Frontend for the Dashboard Evolution project
Other
23 stars 5 forks source link

[Analysis page] Query for datasets via collection metadata? #658

Closed j08lue closed 1 year ago

j08lue commented 1 year ago

Currently, we query for datasets available for the user-defined area and date range of interest by asking STAC for all items and then finding all collections.

This approach has several issues - it is costly and a lot of data gets transferred to the client that is not needed and it currently does not return all collections that should be returned, probably because not all items are loaded due to some limit / no pagination.

We have been discussing adding an aggregation endpoint to the STAC API / pgSTAC that could perform these queries in the database. However, also there, the issue remains that these queries are very costly and pgSTAC (unlike ElasticSearch) is not too fast for them.

An alternative solution is to make use of the total bounding box and date range information on the STAC collection level: STAC collection metadata already contains this information and we would just need to do the intersection in the client. While this approach is less accurate than the item query for edge cases where data coverage is sparse with large gaps, it is a lot faster and could at least limit the number of collections to query.

We will push for developing an aggregation function on our STAC backend, but that will take a while to develop. In the meantime, replacing the current approach by the fast collection metadata method would be great

Acceptance criteria

anayeaye commented 1 year ago

A few quick thoughts here about high level full catalog searches without collection filters:

stac-api/collection/items/search|aggregation (answer specific questions)

When we implement some aggregation functionality, we will have lots of opportunity for innovation and will be able to support investigations like:

stac-api/collections (provide a little spatial temporal info about all collections)

The collections endpoint gives us gross information about where and when collections have coverage. There is a lot of flexibility in the descriptive metadata we add to collection records including more precise geometry.

RE

An alternative solution is to make use of the total bounding box and date range information on the STAC collection level: STAC collection metadata already contains this information and we would just need to do the intersection in the client. While this approach is less accurate than the item query for edge cases where data coverage is sparse with large gaps, it is a lot faster and could at least limit the number of collections to query.
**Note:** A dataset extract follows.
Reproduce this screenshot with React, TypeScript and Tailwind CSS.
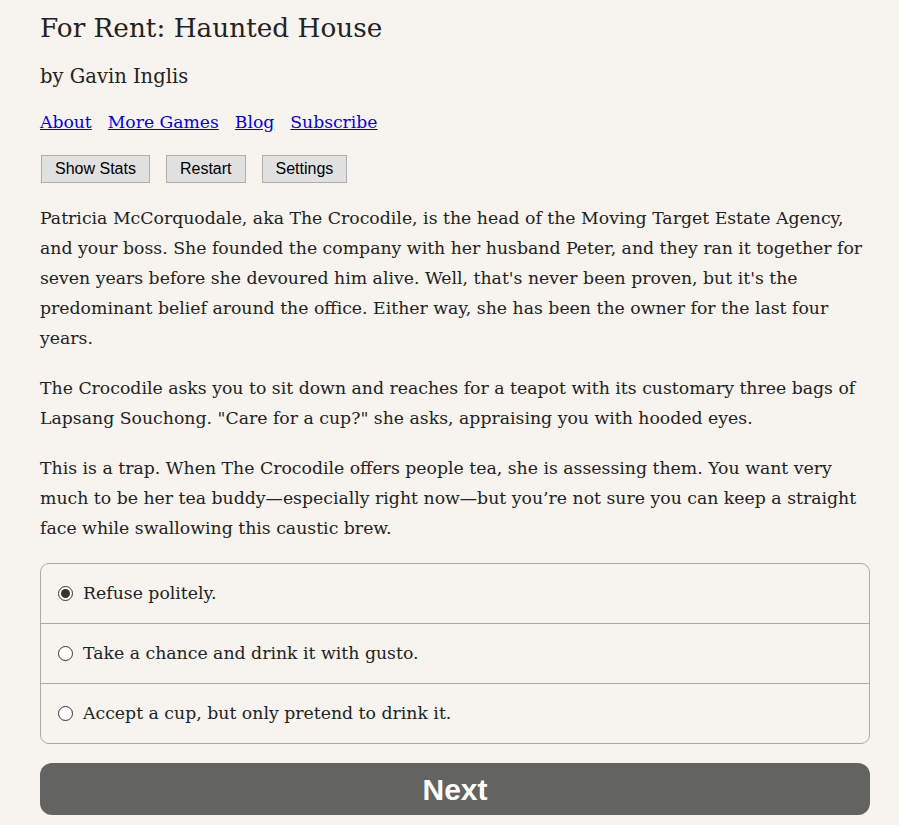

Relevant properties for using only the stac-api/collections response and one suggestion

Smallsat data explorer

For the case in which a user arrives at an explore interface and simply wants to know what collections have any data within a time and area of interest, we should look into how the smallsat explorer supports completely open ended searches with a sampling grid. Is this something we can do? I think the backend is very similar. https://github.com/NASA-IMPACT/csdap-frontend/ https://csdap.earthdata.nasa.gov/explore/

smallsat
hanbyul-here commented 1 year ago

I used the collections endpoint in https://github.com/NASA-IMPACT/veda-ui/pull/666. I think the main concern with this approach is that we can filter datasets only through their bbox, therefore spatially sparse datasets can have empty results. Check the preview and let me know what you think / if the filter can be better fine-tuned.

j08lue commented 1 year ago

Wow, that turnaround was quick.

I am sure we will hit the challenge with spatially (or temporally) sparse datasets eventually, but this solution is better than the current situation, at least for the GHG datasets. Rather show a bit too many datasets (and then have empty plots) than too few.

We need to make a few random tests and validate that the results are as expected. All datasets that (possibly) have any data within the query should be listed.

To address the spatial case in the future, maybe we could compute the real coverage upon ingest (union(existing_geom, new_geom)) and store that in addition to the max bbox. 🤷

j08lue commented 1 year ago

Done!